Take the lines from the head of the listing through the one bearing "const openId = ref('admission')" and copy them exactly, leaving every picture out.

────────────────────

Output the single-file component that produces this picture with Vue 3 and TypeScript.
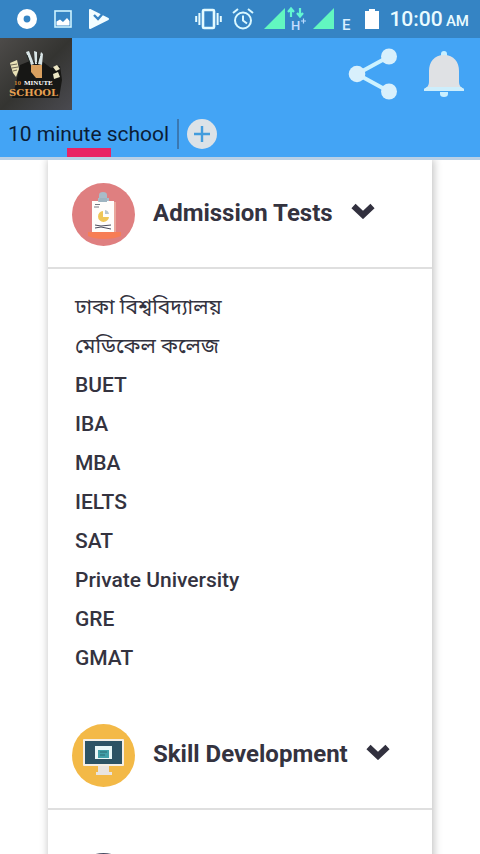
<script setup lang="ts">
import { ref } from 'vue'

interface Item {
  label: string
  lang: 'bn' | 'en'
}

interface Section {
  id: string
  title: string
  items: Item[]
}

const sections: Section[] = [
  {
    id: 'admission',
    title: 'Admission Tests',
    items: [
      { label: 'ঢাকা বিশ্ববিদ্যালয়', lang: 'bn' },
      { label: 'মেডিকেল কলেজ', lang: 'bn' },
      { label: 'BUET', lang: 'en' },
      { label: 'IBA', lang: 'en' },
      { label: 'MBA', lang: 'en' },
      { label: 'IELTS', lang: 'en' },
      { label: 'SAT', lang: 'en' },
      { label: 'Private University', lang: 'en' },
      { label: 'GRE', lang: 'en' },
      { label: 'GMAT', lang: 'en' },
    ],
  },
  {
    id: 'skill',
    title: 'Skill Development',
    items: [],
  },
  { id: 'more', title: '', items: [] },
]

const openId = ref('admission')

function toggle(id: string) {
  openId.value = openId.value === id ? '' : id
}
</script>

<template>
  <div class="screen">
    <div class="status">
      <div class="status-left">
        <svg width="20" height="20" viewBox="0 0 20 20">
          <circle cx="10" cy="10" r="6.7" fill="none" stroke="#fff" stroke-width="6.6" />
        </svg>
        <svg width="18" height="20" viewBox="0 0 18 20">
          <rect x="1" y="2" width="16" height="16" fill="none" stroke="#cdf3ff" stroke-width="1.6" />
          <path d="M2.500 16.500v-4l3.500-2 3 2.500 4-4 2.500 3v4.500z" fill="#fff" />
        </svg>
        <svg width="20" height="20" viewBox="0 0 20 20">
          <path d="M1 1v18l18-9z" fill="#f2fdff" stroke="#f2fdff" stroke-width="2" stroke-linejoin="round" />
          <path d="M5 6l4 4 7-8" fill="none" stroke="#3684c4" stroke-width="2.4" />
        </svg>
      </div>
      <div class="status-right">
        <svg width="27" height="22" viewBox="0 0 27 22">
          <rect x="8" y="2" width="11" height="18" rx="1" fill="none" stroke="#e4fbff" stroke-width="2.6" />
          <path d="M1.2 8v6M4.400 5v12M22.600 5v12M25.800 8v6" stroke="#e4fbff" stroke-width="2" />
        </svg>
        <svg width="22" height="22" viewBox="0 0 22 22" fill="none" stroke="#d9f8ff" stroke-width="2">
          <circle cx="11" cy="12.500" r="8" />
          <path d="M11 7.500v5l4 3M1 5l5-4M21 5l-5-4" />
        </svg>
        <svg class="signal" width="44" height="30" viewBox="0 0 44 30">
          <path d="M0 25L21 4v21z" fill="#62f7c0" />
          <path d="M27 13V5M24 8l3-3.500 3 3.500M36 4v8M33 9l3 3.500 3-3.500" fill="none" stroke="#62f7d2" stroke-width="2.200" />
          <text x="27" y="26" class="net">H</text>
          <path d="M37 17h5M39.500 14.500v5" stroke="#b9dcff" stroke-width="1.200" />
        </svg>
        <svg class="signal" width="40" height="30" viewBox="0 0 40 30">
          <path d="M0 25L21 4v21z" fill="#62f7c0" />
          <text x="29" y="26" class="net edge">E</text>
        </svg>
        <svg class="battery" width="14" height="22" viewBox="0 0 14 22">
          <path d="M0 3h4V1h6v2h4v18H0z" fill="#fff" />
        </svg>
        <time class="clock">10:00 <small>AM</small></time>
      </div>
    </div>

    <header class="appbar">
      <div class="brand-row">
        <svg class="logo" width="72" height="72" viewBox="0 0 72 72" role="img" aria-label="10 Minute School">
          <defs>
            <linearGradient id="board" x1="0" y1="0" x2="1" y2="1">
              <stop offset="0" stop-color="#4d4b49" />
              <stop offset="0.5" stop-color="#343431" />
              <stop offset="1" stop-color="#4a4a50" />
            </linearGradient>
          </defs>
          <rect width="72" height="72" fill="url(#board)" />
          <path d="M16 45l4-18 10-4 13 1 8 6 9-2 2 14-3 18H12z" fill="#171715" />
          <path d="M31 27h11v13h-6l-5-6z" fill="#d9a05f" />
          <path d="M31 27l-5-13 3-1 5 13zM35 26l-1-13 3 1v12zM38 26l3-12 2 2-1 11z" fill="#d9e5e6" />
          <path d="M30 25l-3-8M37 25l3-8" stroke="#202825" />
          <path d="M10 25l7-3 2 9-3 8-3-4z" fill="#e9e2b7" />
          <path d="M11 27l6-1M12 30l6-1M13 33l4-1" stroke="#6d6756" />
          <path d="M53 29l4-2 3 4-4 2zM53 36l5-2 2 5-6 2z" fill="#ece6c4" />
          <text x="14" y="47" class="logo-small" fill="#c98339">10</text>
          <text x="24" y="47" class="logo-small" fill="#fff">MINUTE</text>
          <text x="9" y="58" class="logo-large" fill="#e5a051">SCHOOL</text>
        </svg>
        <div class="actions">
          <button type="button" aria-label="Share">
            <svg width="50" height="52" viewBox="0 0 50 52">
              <path d="M41 8.500L9 26l32 17.500" fill="none" stroke="#cdf2ff" stroke-width="4" />
              <g fill="#d8f0fc">
                <circle cx="41" cy="8.500" r="8" />
                <circle cx="9" cy="26" r="8.300" />
                <circle cx="41" cy="43.500" r="8" />
              </g>
            </svg>
          </button>
          <button type="button" aria-label="Notifications">
            <svg width="40" height="46" viewBox="0 0 40 46">
              <path d="M17 6V3q0-3 3-3t3 3v3zM16 41h8v2q0 3-4 3t-4-3z" fill="#c9efff" />
              <path d="M20 4C10 4 5 11 5 20v10c0 4-1 6-5 8v2h40v-2c-4-2-5-4-5-8V20C35 11 30 4 20 4z" fill="#dfe1e4" />
              <path d="M3 36L0 38v2h40v-2l-3-2z" fill="#cdeefc" />
            </svg>
          </button>
        </div>
      </div>
      <div class="tabs">
        <button type="button" class="tab">10 minute school</button>
        <button type="button" class="add" aria-label="Add tab">
          <svg width="30" height="30" viewBox="0 0 30 30">
            <circle cx="15" cy="15" r="15" fill="#dce2e7" />
            <path d="M15 7v16M7 15h16" stroke="#429cdd" stroke-width="2.400" />
          </svg>
        </button>
      </div>
    </header>

    <main class="page">
      <div class="card">
        <section v-for="section in sections" :key="section.id" class="section">
          <button
            type="button"
            class="section-head"
            :aria-expanded="openId === section.id"
            @click="toggle(section.id)"
          >
            <svg v-if="section.id === 'admission'" width="63" height="63" viewBox="0 0 63 63">
              <circle cx="31.500" cy="31.500" r="31.500" fill="#df7f80" />
              <path d="M16 49h33v4q-7 3-17 3t-16-3z" fill="#f77d55" />
              <path d="M27 12q0-3 4-3t4 3v3h2v5H26v-5h1z" fill="#a9bcc8" />
              <rect x="20" y="18" width="22" height="31" fill="#fffdfb" />
              <path d="M42 19h2v30h-2z" fill="#e9a79c" />
              <path d="M28 15h7v4h-9z" fill="#9fb4c0" />
              <path d="M22 24h5M23 21.500h5" stroke="#767983" />
              <path d="M31 28a5.500 5.500 0 1 0 6 6h-6z" fill="#efc657" />
              <path d="M33 27a5 5 0 0 1 4 4h-4z" fill="#b8c6ce" />
              <path d="M23 42l6 1 10-1M23 45l6-1 10 2" fill="none" stroke="#4a4c5d" />
            </svg>
            <svg v-else-if="section.id === 'skill'" width="63" height="63" viewBox="0 0 63 63">
              <circle cx="31.500" cy="31.500" r="31.500" fill="#f3b947" />
              <path d="M26 41h11v7h3v3H24v-3h2z" fill="#e9e4e0" />
              <rect x="11" y="15" width="41" height="27" rx="1" fill="#f5eee4" />
              <rect x="13" y="17" width="37" height="23" fill="#2d5364" />
              <rect x="23" y="22" width="17" height="13" fill="#eaf7f7" />
              <path d="M26 26h11v8H26z" fill="#41a0aa" />
              <path d="M28 28h7M28 31h5" stroke="#2d6873" />
            </svg>
            <svg v-else width="63" height="63" viewBox="0 0 63 63">
              <circle cx="31.500" cy="31.500" r="31.500" fill="#454b60" />
            </svg>
            <span class="section-title">{{ section.title }}</span>
            <svg class="chevron" width="24" height="16" viewBox="0 0 24 16">
              <path d="M2.500 3l9.500 9 9.500-9" fill="none" stroke="#32313f" stroke-width="6" />
            </svg>
          </button>
          <ul v-if="openId === section.id" class="items">
            <li v-for="item in section.items" :key="item.label" :lang="item.lang">
              <a href="#">{{ item.label }}</a>
            </li>
          </ul>
        </section>
      </div>
    </main>
  </div>
</template>

<style>
body {
  background: #fff;
}
</style>

<style scoped>
.screen {
  display: flex;
  flex-direction: column;
  height: 100vh;
  overflow: hidden;
  font-family: Roboto, "Noto Sans Bengali", "Noto Sans", sans-serif;
  color: #34333f;
}
svg {
  display: block;
  flex: none;
}
button {
  margin: 0;
  padding: 0;
  border: 0;
  background: none;
  font: inherit;
  color: inherit;
  cursor: pointer;
}
.status {
  display: flex;
  flex: none;
  justify-content: space-between;
  align-items: center;
  height: 38px;
  padding: 0 11px 0 17px;
  background: #3584c4;
}
.status-left {
  display: flex;
  gap: 17px;
}
.status-right {
  display: flex;
  align-items: center;
  gap: 10px;
}
.signal + .signal {
  margin-left: -5px;
}
.battery {
  margin-left: 2px;
}
.net {
  font: 500 13px Roboto, sans-serif;
  fill: #c5dcff;
}
.edge {
  font-size: 15px;
  fill: #d9f0ff;
}
.clock {
  font-size: 21px;
  font-weight: 500;
  color: #e9fbff;
  white-space: nowrap;
}
.clock small {
  margin-left: -2px;
  font-size: 15px;
}
.appbar {
  flex: none;
  background: #43a4f5;
  border-bottom: 3px solid #b9d0e6;
}
.brand-row {
  display: flex;
  justify-content: space-between;
}
.logo-small {
  font: bold 7px "Liberation Serif", serif;
}
.logo-large {
  font: bold 10px "DejaVu Serif", serif;
}
.actions {
  display: flex;
  align-items: center;
  gap: 26px;
  padding-right: 16px;
}
.tabs {
  display: flex;
  align-items: center;
  height: 47px;
}
.tab {
  position: relative;
  height: 100%;
  padding: 0 8px;
  font-size: 21px;
  color: #0b1c35;
}
.tab::after {
  content: "";
  position: absolute;
  bottom: 0;
  left: 50%;
  width: 44px;
  height: 9px;
  margin-left: -22px;
  background: #e92264;
}
.add {
  padding-left: 8px;
  border-left: 2px solid #3b78b1;
}
.page {
  flex: 1;
  min-height: 0;
  padding: 0 48px;
  overflow: hidden auto;
  scrollbar-width: none;
}
.card {
  min-height: 100%;
  background: #fff;
  box-shadow: 1px 0 8px 1px rgba(0, 0, 0, 0.24);
}
.section {
  padding-bottom: 20px;
}
.section-head {
  display: flex;
  align-items: center;
  width: 100%;
  padding: 23px 24px 21px;
  border-bottom: 2px solid #dfdfdf;
  text-align: left;
}
.section-title {
  margin: 0 18px;
  padding-bottom: 4px;
  font-size: 24px;
  font-weight: 700;
  line-height: 32px;
  white-space: nowrap;
}
.chevron {
  margin-bottom: 8px;
}
.items {
  margin: 0;
  padding: 19px 27px 3px;
  list-style: none;
}
.items li {
  height: 39px;
  font-size: 21px;
  font-weight: 500;
  line-height: 39px;
}
.items li:lang(bn) {
  font-weight: 400;
}
.items a {
  display: block;
  color: inherit;
  text-decoration: none;
}
</style>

────────────────────

Task response:
Output the single-file component that produces this picture with Vue 3 and TypeScript.
<script setup lang="ts">
import { ref } from 'vue'

interface Item {
  label: string
  lang: 'bn' | 'en'
}

interface Section {
  id: string
  title: string
  items: Item[]
}

const sections: Section[] = [
  {
    id: 'admission',
    title: 'Admission Tests',
    items: [
      { label: 'ঢাকা বিশ্ববিদ্যালয়', lang: 'bn' },
      { label: 'মেডিকেল কলেজ', lang: 'bn' },
      { label: 'BUET', lang: 'en' },
      { label: 'IBA', lang: 'en' },
      { label: 'MBA', lang: 'en' },
      { label: 'IELTS', lang: 'en' },
      { label: 'SAT', lang: 'en' },
      { label: 'Private University', lang: 'en' },
      { label: 'GRE', lang: 'en' },
      { label: 'GMAT', lang: 'en' },
    ],
  },
  {
    id: 'skill',
    title: 'Skill Development',
    items: [],
  },
  { id: 'more', title: '', items: [] },
]

const openId = ref('admission')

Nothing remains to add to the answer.